Below is a function definintion for Evaluate network, which takes in few hyperparameters and calculate the log loss of the architecture

In [5]:
import os
import numpy as np
import tensorflow.keras.initializers
import statistics
import tensorflow.keras
from sklearn import metrics
from sklearn.model_selection import StratifiedKFold, StratifiedShuffleSplit
from tensorflow.keras.models import Sequential
from tensorflow.keras.layers import Dense, Activation, Dropout, LeakyReLU, PReLU
from tensorflow.keras import regularizers
from tensorflow.keras.callbacks import EarlyStopping
from tensorflow.keras.optimizers import Adam

def evaluate_network(dropout, lr, neuronPct, neuronShrink):
    SPLITS = 2
    # Bootstrapping to reduce overfit
    boot = StratifiedShuffleSplit(n_splits=SPLITS, test_size=0.1)
    
    # Track progress
    mean_benchmark = []
    epochs_needed = []
    num = 0
    neuronCount = int(neuronPct*5000)
    
    # loop through samples
    for train, test in boot.split(x,df['product']):
        num +=1
        
        # Split training and testing data
        x_train = x[train]
        y_train = y[train]
        y_test = y[test]
        x_test = x[test]
        
        # Construct neural network
        model = Sequential()
        
        layer = 0
        while neuronCount>25 and layer<10:
            if layer==0:
                model.add(Dense(neuronCount,
                               input_dim= x.shape[1],
                               activation= PReLU()))
            else:
                model.add(Dense(neuronCount, activation= PReLU()))
            model.add(Dropout(dropout))
            
            neuronCount = neuronCount*neuronShrink
            
        # Add the output layer, and put activation as Softmax (Classification)    
        model.add(Dense(y.shape[1], activation='softmax'))
        # Learning rate is explicitly mentioned as it is needed to be optimized
        model.compile(loss='categorical_crossentropy', optimizer= Adam(lr= lr))
        
        # Using Earlystopping callback to monitor if val_loss is decreasing, and if 
        # it starts increasing again or becomes constant, wait for 100 iterations and
        # restore the best weights which had the least loss.
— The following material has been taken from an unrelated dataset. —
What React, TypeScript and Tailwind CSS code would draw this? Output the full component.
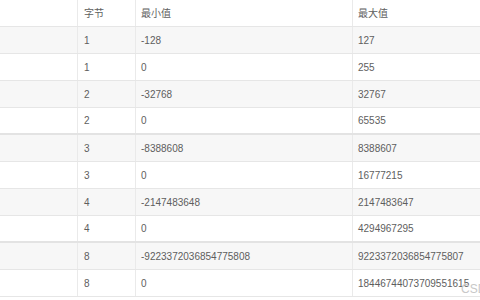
import React from "react";

const rows: { b: string; min: string; max: string; thick?: boolean }[] = [
  { b: "1", min: "-128", max: "127" },
  { b: "1", min: "0", max: "255" },
  { b: "2", min: "-32768", max: "32767" },
  { b: "2", min: "0", max: "65535", thick: true },
  { b: "3", min: "-8388608", max: "8388607" },
  { b: "3", min: "0", max: "16777215" },
  { b: "4", min: "-2147483648", max: "2147483647" },
  { b: "4", min: "0", max: "4294967295", thick: true },
  { b: "8", min: "-9223372036854775808", max: "9223372036854775807" },
  { b: "8", min: "0", max: "18446744073709551615" },
];

export default function App() {
  return (
    <div
      className="relative w-[480px] h-[300px] overflow-hidden bg-white text-[10px] text-[#5e5e5e]"
      style={{ fontFamily: '"Liberation Sans", Arial, "Noto Sans CJK SC", sans-serif' }}
    >
      <div className="w-[620px]">
        <div className="flex h-[27px] border-b border-[#e6e6e6] bg-white">
          <div className="w-[78px] border-r border-[#eaeaea]"></div>
          <div className="w-[58px] border-r border-[#eaeaea] pl-[6px] flex items-center">字节</div>
          <div className="w-[217px] border-r border-[#eaeaea] pl-[5px] flex items-center">最小值</div>
          <div className="flex-1 pl-[5px] flex items-center">最大值</div>
        </div>
        {rows.map((r, i) => (
          <div
            key={i}
            className={`flex h-[27px] ${r.thick ? "border-b-2 border-[#e3e3e3]" : "border-b border-[#e6e6e6]"} ${i % 2 === 0 ? "bg-[#f7f7f7]" : "bg-white"}`}
          >
            <div className="w-[78px] border-r border-[#eaeaea]"></div>
            <div className="w-[58px] border-r border-[#eaeaea] pl-[6px] flex items-center">{r.b}</div>
            <div className="w-[217px] border-r border-[#eaeaea] pl-[5px] flex items-center">{r.min}</div>
            <div className="flex-1 pl-[5px] flex items-center">{r.max}</div>
          </div>
        ))}
      </div>
      <div className="absolute left-[461px] top-[283px] text-[12px] text-[#c8c8c8] leading-none">CSDN</div>
    </div>
  );
}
This is another approach
        # to make sure overfitting does not happen
        monitor = EarlyStopping(monitor='val_loss', min_delta=1e-3, patience=100,
                               verbose=1, mode='auto', restore_best_weights= True)
        
        # Train on the bootstrap sample
        model.fit(x_train, y_train, validation_data=(x_test, y_test), callbacks=[monitor],
                 verbose= 0, epochs=1000)
        epochs = monitor.stopped_epoch
        epochs_needed.append(epochs)
        
        # Predict on the out of boot(validation)
        pred = model.predict(x_test)
        
        # Measure this bootstrap's log loss
        y_compare = np.argmax(y_test, axis=1)
        score = metrics.log_loss(y_compare, pred)
        mean_benchmark.append(score)
        m1 = statistics.mean(mean_benchmark)
        m2 = statistics.mean(epochs_needed)
        mdev = statistics.pstdev(mean_benchmark)
        
    tensorflow.keras.backend.clear_session() # Clears GPU if it has any other network loaded
    return(-m1)

print(evaluate_network(
    dropout=0.2,
    lr=1e-3,
    neuronPct=0.2,
    neuronShrink=0.2))

Restoring model weights from the end of the best epoch.
Epoch 00107: early stopping
Restoring model weights from the end of the best epoch.
Epoch 00227: early stopping
-0.7663188438257202


In evaluate network function, we have four parameters:
* **Dropout**:What percentage of neuron data to drop from one layer to the next
* **Learning Rate**: Parameter of the optimizer, how quicky it tends to reach the minima.
* **Neuron Percentage**: What value of 5000 neurons to be kept in 1st layer
* **Neuron Shrink**: By what percentage should be reduce the number of neurons in the subsequent layers

When we gave constant value to them, we got a logloss of approx 76%. Now, we are going to optimize these values so that this loss can be further decreased. We are also going to note the values at which we get the least loss.